Die Bilder, mit denen dieser Beitrag illustriert ist, stammen alle von diesem Spaziergang und von diesem einen Film. Als ich die Patrone zum Foto-Geschäft brachte, lernte ich den neuen Standard-Workflow kennen: An das Entwickeln des Films schliesst sich gleich das Scannen der Negative und die Umwandlung der Farben in den digitalen Dateien an. Was man beim Abholen erhält, sind die entwickelten Negative und eine CD mit fertigen JPGs, die die Probe-Abzüge früherer Zeiten ersetzen und zugleich bereit sind für die weitere Verwendung in der digitalen Welt.

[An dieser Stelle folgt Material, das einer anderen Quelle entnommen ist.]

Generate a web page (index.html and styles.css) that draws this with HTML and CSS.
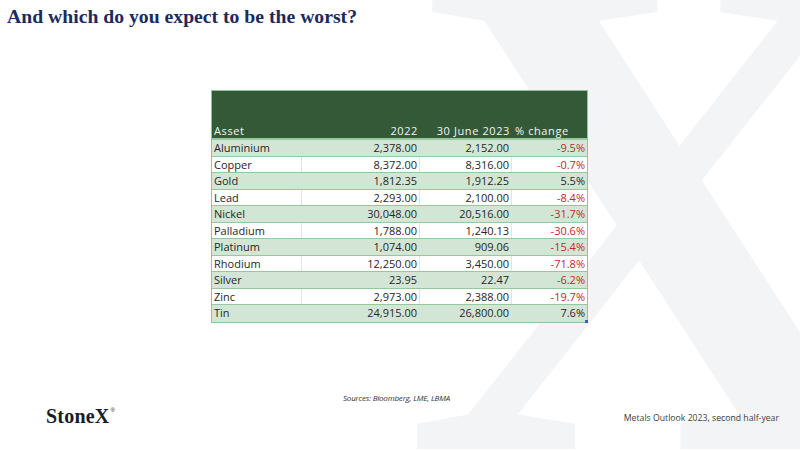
FILE: index.html
```html
<!DOCTYPE html>
<html lang="en">
<head>
<meta charset="utf-8">
<title>And which do you expect to be the worst?</title>
<link rel="stylesheet" href="styles.css">
</head>
<body>
<div class="slide">
  <div class="bg-x" aria-hidden="true">X</div>
  <h1 class="title">And which do you expect to be the worst?</h1>
  <div class="table-wrap">
    <div class="tbl">
      <div class="row head">
        <div class="c left">Asset</div>
        <div class="c num">2022</div>
        <div class="c num">30 June 2023</div>
        <div class="c left pct-h">% change</div>
      </div>
      <div class="row g"><div class="c left">Aluminium</div><div class="c num">2,378.00</div><div class="c num">2,152.00</div><div class="c num neg">-9.5%</div></div>
      <div class="row w"><div class="c left">Copper</div><div class="c num">8,372.00</div><div class="c num">8,316.00</div><div class="c num neg">-0.7%</div></div>
      <div class="row g"><div class="c left">Gold</div><div class="c num">1,812.35</div><div class="c num">1,912.25</div><div class="c num">5.5%</div></div>
      <div class="row w"><div class="c left">Lead</div><div class="c num">2,293.00</div><div class="c num">2,100.00</div><div class="c num neg">-8.4%</div></div>
      <div class="row g"><div class="c left">Nickel</div><div class="c num">30,048.00</div><div class="c num">20,516.00</div><div class="c num neg">-31.7%</div></div>
      <div class="row w"><div class="c left">Palladium</div><div class="c num">1,788.00</div><div class="c num">1,240.13</div><div class="c num neg">-30.6%</div></div>
      <div class="row g"><div class="c left">Platinum</div><div class="c num">1,074.00</div><div class="c num">909.06</div><div class="c num neg">-15.4%</div></div>
      <div class="row w"><div class="c left">Rhodium</div><div class="c num">12,250.00</div><div class="c num">3,450.00</div><div class="c num neg">-71.8%</div></div>
      <div class="row g"><div class="c left">Silver</div><div class="c num">23.95</div><div class="c num">22.47</div><div class="c num neg">-6.2%</div></div>
      <div class="row w"><div class="c left">Zinc</div><div class="c num">2,973.00</div><div class="c num">2,388.00</div><div class="c num neg">-19.7%</div></div>
      <div class="row g last"><div class="c left">Tin</div><div class="c num">24,915.00</div><div class="c num">26,800.00</div><div class="c num">7.6%</div></div>
    </div>
    <span class="handle" aria-hidden="true"></span>
  </div>
  <p class="sources">Sources: Bloomberg, LME, LBMA</p>
  <div class="footer">
    <div class="logo">StoneX<span class="reg">®</span></div>
    <div class="footnote">Metals Outlook 2023, second half-year</div>
  </div>
</div>
</body>
</html>
```

FILE: styles.css
```css
html, body {
  margin: 0;
  padding: 0;
  background: #ffffff;
}

.slide {
  position: relative;
  width: 800px;
  height: 450px;
  overflow: hidden;
  display: flex;
  flex-direction: column;
  font-family: "Open Sans", "Liberation Sans", sans-serif;
}

.bg-x {
  position: absolute;
  left: 404px;
  top: -142px;
  font-family: "Liberation Serif", serif;
  font-weight: bold;
  font-size: 706px;
  line-height: 1;
  color: #f3f4f6;
  z-index: 0;
  pointer-events: none;
}

.title {
  position: relative;
  z-index: 1;
  margin: 0;
  padding: 5px 0 0 7px;
  font-family: "Liberation Serif", serif;
  font-weight: bold;
  font-size: 19.7px;
  line-height: 23px;
  color: #1b2b5e;
}

.table-wrap {
  position: relative;
  z-index: 1;
  margin: 62px 0 0 211px;
  width: 377px;
}

.tbl {
  border: 1px solid #8fc697;
  box-sizing: border-box;
  width: 377px;
}

.row {
  display: grid;
  grid-template-columns: 89px 118px 92px 76px;
  height: 16.55px;
  box-sizing: border-box;
  border-bottom: 1px solid #93c99c;
  font-size: 11px;
  line-height: 15px;
  color: #262626;
}

.row.last {
  border-bottom: none;
}

.row.head {
  height: 49px;
  background: #335937;
  color: #f4f4f4;
  align-items: end;
  border-bottom: 2px solid #93c99c;
  letter-spacing: 0.6px;
}

.row.g {
  background: #d3e6d6;
}

.row.w {
  background: #ffffff;
}

.row.w .c + .c {
  border-left: 1px solid #e4e4e4;
}

.c {
  padding: 0 2px;
  white-space: nowrap;
  overflow: hidden;
}

.c.left {
  text-align: left;
}

.c.num {
  text-align: right;
}

.row.head .c {
  padding-bottom: 0;
}

.row.head .num {
  padding-right: 1px;
}

.row.head .pct-h {
  padding-left: 4px;
}

.neg {
  color: #c0272d;
}

.handle {
  position: absolute;
  right: 0;
  bottom: 0;
  width: 3px;
  height: 3px;
  background: #3a5fbf;
}

.sources {
  position: relative;
  z-index: 1;
  margin: 70px 0 0 0;
  padding-left: 343px;
  font-style: italic;
  font-size: 8px;
  line-height: 10px;
  color: #333333;
  letter-spacing: -0.2px;
}

.footer {
  position: relative;
  z-index: 1;
  display: flex;
  justify-content: space-between;
  align-items: center;
  margin-top: 1px;
  padding: 0 21px 0 46px;
}

.logo {
  font-family: "Liberation Serif", serif;
  font-weight: bold;
  font-size: 20px;
  line-height: 24px;
  color: #1c1c28;
  letter-spacing: 0.2px;
}

.reg {
  font-family: "Liberation Sans", sans-serif;
  font-weight: normal;
  font-size: 6px;
  line-height: 6px;
  vertical-align: top;
  position: relative;
  top: 3px;
  margin-left: 1px;
}

.footnote {
  font-size: 8.7px;
  line-height: 12px;
  color: #404040;
  margin-top: 4px;
}
```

Praktisch.
Die Bilddateien hatten zwar nur 6.3 Megapixel, aber das ist zumindest genug für die Publikation im Internet, wie man hier sieht. Ich werde aber noch in Erfahrung bringen müssen, ob da noch mehr geht in Sachen Auflösung, wahrscheinlich ist die sinnvolle Scan-Auflösung auch abhängig von Qualität und Art des verwendeten Films.
Back to back. Zürich, 01.01.2017.
Wer tanzt hier aus der Reihe? Zürich, 01.01.2017.
Zu zweit auf weiter Flur. Zürich, 01.01.2017.
Das enorme Gewicht der F5 störte mich keine Sekunde. Gewiss ist es kein Gerät, das man mal eben so einsteckt, um für den Fall der Fälle eine Kamera dabeizuhaben; sobald man aber unterwegs ist, um zu fotographieren, und diese Tätigkeit im Mittelpunkt steht, wird man es geniessen, dieses nahezu perfekte Gehäuse in den Händen zu halten. Das Gewicht gibt einem sogar ein besonderes Vertrauen, auch bei längeren Belichtungszeiten verwacklungsfrei fotographieren zu können. Und es ist wirklich so, man kann.
Passgeber. Zürich, 01.01.2017.
Als Objektiv hatte ich ein gewöhnliches AF NIKKOR 28–105mm 1:3.5–4.5 D aufgesetzt, es mag etwa so alt sein wie die Kamera selbst. Das Fotographieren ohne Bildschirm auf der Kamerarückseite hat nach kurzer Zeit durchaus etwas Befreiendes, zumindest, wenn man sich Fehler leisten kann, und keine perfekten Ergebnisse abliefern muss. Der Belichtungsmesser der F5 scheint aber sehr gut zu sein. Fast jedes Bild sieht so aus, wie ich mir das vorgestellt hatte.
Kunst hinter Glas. Zürich, 01.01.2017.
Die begrenzte Anzahl Bilder auf einem Film gibt dem Druck auf den Auslöser ein ganz anderes Gewicht. Insbesondere, wenn der Bildzähler die 30er-Marke überschreitet, erscheint jedes noch verbleibende Bild wie eine kostbare Gelegenheit, die man auf keinen Fall vergeuden darf. Man erinnert sich an die Märchenfee, bei der man genau drei Wünsche frei hat – jetzt aber bloss nichts falsch machen!
Die Bilder, die ich hier zeige, sind gewiss keine Meisterwerke, sie können aber vielleicht immerhin demonstrieren, dass analoge Kleinbild-Fotos einen ganz anderen 'Appeal' haben als die beeindruckenden Dateien, wie sie eine moderne DSLR abliefert. Man muss der analogen Fotographie gewiss nicht nachtrauern – es gilt für sie jedoch wie für jede von der Zeit überholte Kunst oder Technik: Sie hat ihren ganz eigenen Reiz und damit auch ihr eigenes Recht.
Ich bin schon gespannt darauf, demnächst einen Schwarzweiss-Film auszuprobieren … jz
Schräges Gefährt. Zürich, 01.01.2017.